Battle of the Bulge in South L.A.

Public Affairs Consultant specializing in Issue Advocacy and Strategic Communications

Despite working next door to Burger King and being tempted daily with the smell of charbroiled burgers, I only eat there about twice a year. I have a soft spot for Taco Bell, but I hardly ever go there either—unless there are no other options, and I’m desperately in a hurry and hungry. I was raised not to eat fast food, so I normally avoid it.

But a renewed effort at L.A. City Hall to permanently ban any more fast food outlets into South L.A. strikes me to be about as effective as banning chocolate or beer. Neither is particularly good for you when consumed in mass quantities, but many of us will find a way to buy them no matter how expensive or readily available they are.

The effort is being made in the name of fighting obesity, a noble cause. However, I think it is more effective when parents show their kids healthy foods to eat, how to prepare them, and where to buy them. It’s also on the heals of other proposals to ban trans-fats in L.A., but not lard.

Part of the obesity challenge certainly lies in the fact that nutritious foods are hard to come by in lower income neighborhoods in Los Angeles—not impossible, but hard to come by. Therefore, some of the anti-obesity strategy effort should include attracting more stores that specialize in produce and more farmers’ markets. With Los Angeles’ gross receipts taxes among the highest in the nation, certainly someone can figure out how to offer incentives in business taxes to attract stores that sell more nutritious foods.

Interestingly enough, I don’t think that fast food chains menus are any less nutritious than many of L.A.’s trendy restaurants. In fact, the portions are usually larger at most steakhouses than the supersized meals served at fast food chains—and therefore higher in calories, carbs, sugars and fat. Should we limit those restaurants too?

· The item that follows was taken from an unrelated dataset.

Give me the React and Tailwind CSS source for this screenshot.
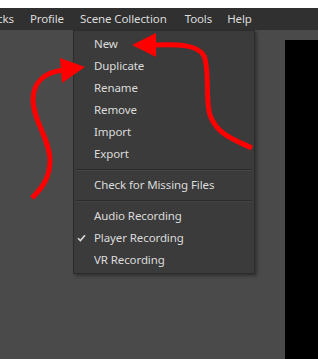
import React from "react";

const items1 = ["New", "Duplicate", "Rename", "Remove", "Import", "Export"];
const items3 = [
  { t: "Audio Recording" },
  { t: "Player Recording", c: true },
  { t: "VR Recording" },
];

function Row({ t, c }) {
  return (
    <div className="h-[22px] flex items-center relative pl-[20px]">
      {c && (
        <svg className="absolute left-[3px] top-[7px]" width="9" height="8" viewBox="0 0 9 8">
          <path d="M1 4.2 L3.4 6.6 L8 1.2" stroke="#dcdcdc" strokeWidth="1.6" fill="none" />
        </svg>
      )}
      <span>{t}</span>
    </div>
  );
}

function Sep() {
  return (
    <div className="pt-[4px] pb-[3px] px-[2px]">
      <div className="h-[1px] bg-[#2a2a2a]" />
      <div className="h-[1px] bg-[#454545]" />
    </div>
  );
}

export default function App() {
  return (
    <div
      className="w-[318px] h-[359px] relative overflow-hidden bg-[#4a4a4a] text-[11.5px] tracking-[-0.1px] text-[#dcdcdc]"
      style={{ fontFamily: '"Noto Sans", sans-serif' }}
    >
      <div className="h-[8px] bg-white" />
      <div className="h-[22px] bg-[#303030] flex items-center whitespace-nowrap">
        <span className="ml-[-3px] mr-[16px]">cks</span>
        <span className="mr-[16px]">Profile</span>
        <span className="mr-[18px]">Scene Collection</span>
        <span className="mr-[15px]">Tools</span>
        <span>Help</span>
      </div>
      <div className="flex h-[329px]">
        <div className="flex-1" />
        <div className="w-[33px] mt-[10px] bg-black" />
      </div>

      <div className="absolute left-[73px] top-[30px] w-[182px] bg-[#3b3b3b] border border-[#2c2c2c] shadow-[2px_2px_3px_rgba(0,0,0,0.35)] pt-[2px] pb-[2px]">
        {items1.map((t) => (
          <Row key={t} t={t} />
        ))}
        <Sep />
        <Row t="Check for Missing Files" />
        <Sep />
        {items3.map((r) => (
          <Row key={r.t} t={r.t} c={r.c} />
        ))}
      </div>

      <svg className="absolute left-0 top-0" width="318" height="359" viewBox="0 0 318 359">
        <path
          d="M152 45 C175 44 198 44 204 56 C210 70 205 100 210 115 C217 135 235 140 252 148"
          stroke="#ff0000"
          strokeWidth="5"
          fill="none"
        />
        <polygon points="132,45 156,33 156,57" fill="#ff0000" />
        <path
          d="M64 70 C45 72 33 82 33 100 C33 120 50 140 50 160 C50 178 42 188 32 198"
          stroke="#ff0000"
          strokeWidth="5"
          fill="none"
        />
        <polygon points="85,67 60,58 62,83" fill="#ff0000" />
      </svg>
    </div>
  );
}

One reason why fast food restaurants are popular in low-income neighborhoods is because they are affordable and convenient—as are the hundreds of street vendors in such neighborhoods who lack health permits and businesses licenses while selling delectable fatty sausages wrapped in fried bacon. (As I see people eat this stuff, I realize why my health insurance has doubled in the last five years).

For me, I find inspiration in George Harrison’s friendly advice to Eric Clapton in the 1968 lyrics to Savory Truffle: “You know that what you eat you are; But what is sweet now, turns so sour.”